## What is expected
From the records below, copy every line that contains the word "screenshot".

## Data for this exercise
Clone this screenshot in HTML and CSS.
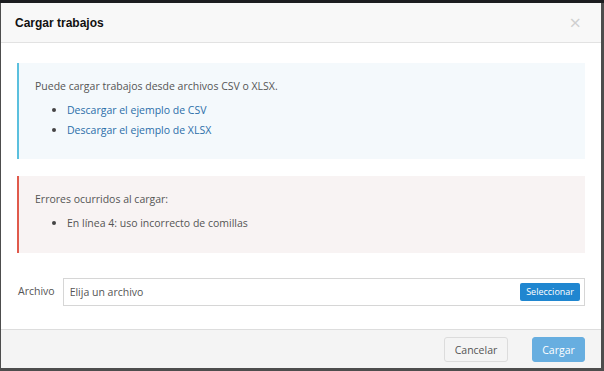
FILE: index.html
```html
<!DOCTYPE html>
<html lang="es">
<head>
  <meta charset="UTF-8">
  <title>Cargar trabajos</title>
  <link rel="stylesheet" href="styles.css">
</head>
<body>
  <div class="modal">
    <div class="modal-header">
      <h4>Cargar trabajos</h4>
      <span class="close">&times;</span>
    </div>

    <div class="modal-body">
      <div class="callout callout-info">
        <p>Puede cargar trabajos desde archivos CSV o XLSX.</p>
        <ul>
          <li><a href="#">Descargar el ejemplo de CSV</a></li>
          <li><a href="#">Descargar el ejemplo de XLSX</a></li>
        </ul>
      </div>

      <div class="callout callout-danger">
        <p>Errores ocurridos al cargar:</p>
        <ul>
          <li>En línea 4: uso incorrecto de comillas</li>
        </ul>
      </div>

      <div class="form-row">
        <label>Archivo</label>
        <div class="file-input">
          <span>Elija un archivo</span>
          <button class="btn-select">Seleccionar</button>
        </div>
      </div>
    </div>

    <div class="modal-footer">
      <button class="btn btn-default">Cancelar</button>
      <button class="btn btn-primary" disabled>Cargar</button>
    </div>
  </div>
</body>
</html>
```

FILE: styles.css
```css
* {
  box-sizing: border-box;
  font-family: 'Open Sans', sans-serif;
}

body {
  margin: 0;
  background: #4d4d4d;
  border-top: 3px solid #1c1d20;
  height: 371px;
  padding: 0 3px 0 1px;
  overflow: hidden;
}

.modal {
  background: white;
  height: 365px;
  display: flex;
  flex-direction: column;
}

.modal-header {
  display: flex;
  justify-content: space-between;
  align-items: center;
  background: #f8f8f8;
  border-bottom: 1px solid #e2e2e2;
  height: 40px;
  padding: 0 20px 0 14px;
}

.modal-header h4 {
  margin: 0;
  font-family: 'Liberation Sans', Arial, sans-serif;
  font-size: 12px;
  font-weight: bold;
  color: #111;
}

.close {
  color: #cfcfcf;
  font-size: 20px;
  line-height: 1;
}

.modal-body {
  flex: 1;
  padding: 20px 16px 0 16px;
}

.callout {
  border-left: 2px solid;
  padding: 15px 16px 15px 16px;
  font-size: 10.5px;
  color: #555;
  margin-bottom: 17px;
}

.callout p {
  margin: 0 0 6px;
  line-height: 16px;
}

.callout ul {
  margin: 0;
  padding-left: 32px;
}

.callout li {
  line-height: 20px;
}

.callout li::marker {
  font-size: 12px;
  color: #444;
}

.callout a {
  color: #2b6ea9;
  text-decoration: none;
}

.callout-info {
  background: #f4f9fc;
  border-color: #5bc0de;
  height: 96px;
}

.callout-danger {
  background: #f8f3f3;
  border-color: #e05a4c;
  height: 77px;
}

.form-row {
  display: flex;
  align-items: center;
  gap: 8px;
  margin-top: 25px;
}

.form-row label {
  font-size: 10.5px;
  color: #555;
  padding-left: 1px;
  margin-top: -3px;
}

.file-input {
  flex: 1;
  display: flex;
  justify-content: space-between;
  align-items: center;
  height: 28px;
  border: 1px solid #d6d6d6;
  padding: 0 4px 0 6px;
  font-size: 10.5px;
  color: #555;
}

.btn-select {
  background: #1f86d0;
  border: none;
  border-radius: 2px;
  color: white;
  font-size: 9px;
  height: 18px;
  padding: 0 6px;
  margin-top: -1px;
}

.modal-footer {
  display: flex;
  justify-content: flex-end;
  gap: 24px;
  background: #f4f4f4;
  border-top: 1px solid #ddd;
  height: 39px;
  padding: 7px 16px 0 0;
}

.btn {
  height: 25px;
  border-radius: 3px;
  font-size: 10.5px;
}

.btn-default {
  background: #f4f4f4;
  border: 1px solid #dcdcdc;
  color: #555;
  width: 64px;
}

.btn-primary {
  background: #67aee0;
  border: 1px solid #67aee0;
  color: white;
  width: 53px;
}
```
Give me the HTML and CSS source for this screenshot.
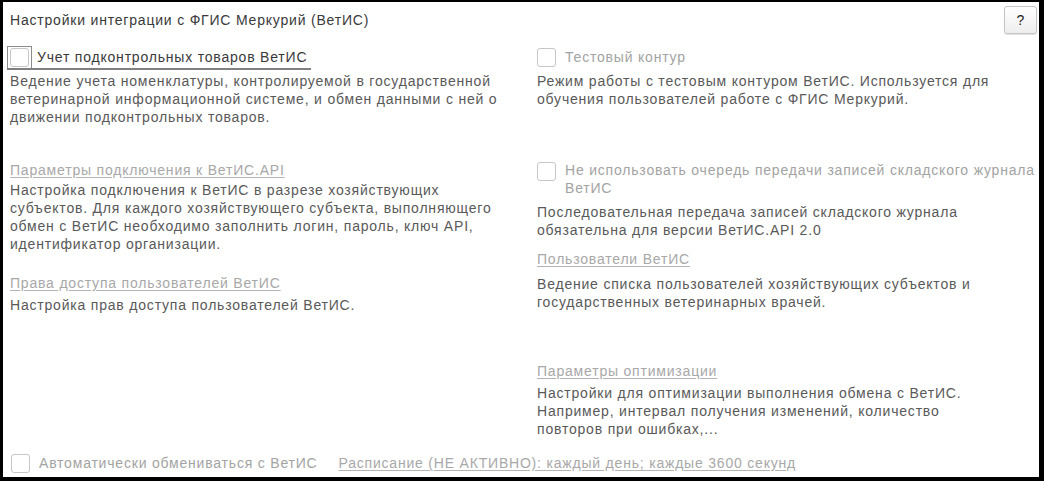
FILE: index.html
```html
<!DOCTYPE html>
<html lang="ru">
<head>
<meta charset="utf-8">
<title>Настройки интеграции с ФГИС Меркурий (ВетИС)</title>
<link rel="stylesheet" href="styles.css">
</head>
<body>
<div class="frame">
  <div class="header">
    <div class="title">Настройки интеграции с ФГИС Меркурий (ВетИС)</div>
    <button class="help" type="button">?</button>
  </div>
  <div class="grid">
    <div class="col col-left">
      <div class="check check-focus">
        <span class="focus-frame"><span class="box"></span></span>
        <span class="label label-active">Учет подконтрольных товаров ВетИС</span>
      </div>
      <p class="desc desc-1">Ведение учета номенклатуры, контролируемой в государственной ветеринарной информационной системе, и обмен данными с ней о движении подконтрольных товаров.</p>
      <a class="link link-api" href="#">Параметры подключения к ВетИС.API</a>
      <p class="desc desc-api">Настройка подключения к ВетИС в разрезе хозяйствующих субъектов. Для каждого хозяйствующего субъекта, выполняющего обмен с ВетИС необходимо заполнить логин, пароль, ключ API, идентификатор организации.</p>
      <a class="link link-rights" href="#">Права доступа пользователей ВетИС</a>
      <p class="desc desc-rights">Настройка прав доступа пользователей ВетИС.</p>
    </div>
    <div class="col col-right">
      <div class="check">
        <span class="box"></span>
        <span class="label">Тестовый контур</span>
      </div>
      <p class="desc desc-test">Режим работы с тестовым контуром ВетИС. Используется для обучения пользователей работе с ФГИС Меркурий.</p>
      <div class="check check-multi">
        <span class="box"></span>
        <span class="label">Не использовать очередь передачи записей складского журнала ВетИС</span>
      </div>
      <p class="desc desc-queue">Последовательная передача записей складского журнала обязательна для версии ВетИС.API 2.0</p>
      <a class="link link-users" href="#">Пользователи ВетИС</a>
      <p class="desc desc-users">Ведение списка пользователей хозяйствующих субъектов и государственных ветеринарных врачей.</p>
      <a class="link link-opt" href="#">Параметры оптимизации</a>
      <p class="desc desc-opt">Настройки для оптимизации выполнения обмена с ВетИС. Например, интервал получения изменений, количество повторов при ошибках,...</p>
    </div>
  </div>
  <div class="footer">
    <div class="check">
      <span class="box"></span>
      <span class="label">Автоматически обмениваться с ВетИС</span>
    </div>
    <a class="link link-schedule" href="#">Расписание (НЕ АКТИВНО): каждый день; каждые 3600 секунд</a>
  </div>
</div>
</body>
</html>
```
FILE: styles.css
```css
* { box-sizing: border-box; }
html, body { margin: 0; padding: 0; background: #fff; }
body {
  font-family: "Liberation Sans", Arial, sans-serif;
  font-size: 14px;
  line-height: 18px;
  letter-spacing: 0.8px;
  color: #595959;
}
.frame {
  width: 1044px;
  height: 481px;
  border-style: solid;
  border-color: #000;
  border-width: 2px 5px 4px 3px;
  padding: 0 2px 3px 7px;
  display: flex;
  flex-direction: column;
  background: #fff;
}
.header {
  display: flex;
  align-items: center;
  justify-content: space-between;
  padding-top: 4px;
  height: 32px;
}
.title { color: #3a3a3a; }
.help {
  width: 33px;
  height: 28px;
  padding: 0;
  font: inherit;
  font-size: 14px;
  color: #222;
  border: 1px solid #c4c4c4;
  border-radius: 3px;
  background: linear-gradient(#ffffff, #eeeeee);
  box-shadow: 0 1px 1px rgba(0,0,0,0.12);
}
.grid {
  display: grid;
  grid-template-columns: 490px 500px;
  column-gap: 37px;
  margin-top: 12px;
}
.col { display: flex; flex-direction: column; align-items: flex-start; }
.check {
  display: flex;
  align-items: center;
  height: 22px;
  color: #a3a3a3;
}
.box {
  width: 19px;
  height: 19px;
  border: 1px solid #c6c6c6;
  border-radius: 3px;
  background: #fff;
  flex: none;
}
.check .label { margin-left: 9px; }
.check-focus {
  margin-left: -3px;
  height: 24px;
  align-items: stretch;
  border-bottom: 2px solid #808080;
  padding-right: 4px;
}
.focus-frame {
  display: flex;
  align-items: center;
  border: 1px solid #8c8c8c;
  border-bottom: none;
  padding: 0 2px 0 2px;
}
.check-focus .label {
  margin-left: 5px;
  display: flex;
  align-items: center;
  color: #3a3a3a;
}
.desc { margin: 0; }
.link {
  color: #a8a8a8;
  text-decoration: underline;
  text-decoration-color: #b3b3b3;
  text-underline-offset: 2px;
}
.desc-1 { margin-top: 2px; }
.link-api { margin-top: 35px; }
.desc-api { margin-top: 2px; }
.link-rights { margin-top: 21px; }
.desc-rights { margin-top: 4px; }

.desc-test { margin-top: 4px; }
.check-multi {
  margin-top: 53px;
  height: auto;
  align-items: flex-start;
}
.check-multi .box { margin-top: 1px; }
.desc-queue { margin-top: 6px; }
.link-users { margin-top: 11px; }
.desc-users { margin-top: 7px; }
.link-opt { margin-top: 51px; }
.desc-opt { margin-top: 4px; max-width: 440px; }

.footer {
  margin-top: auto;
  display: flex;
  align-items: center;
  padding-left: 1px;
}
.link-schedule { margin-left: 21px; }
```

## The completed task
Clone this screenshot in HTML and CSS.
Give me the HTML and CSS source for this screenshot.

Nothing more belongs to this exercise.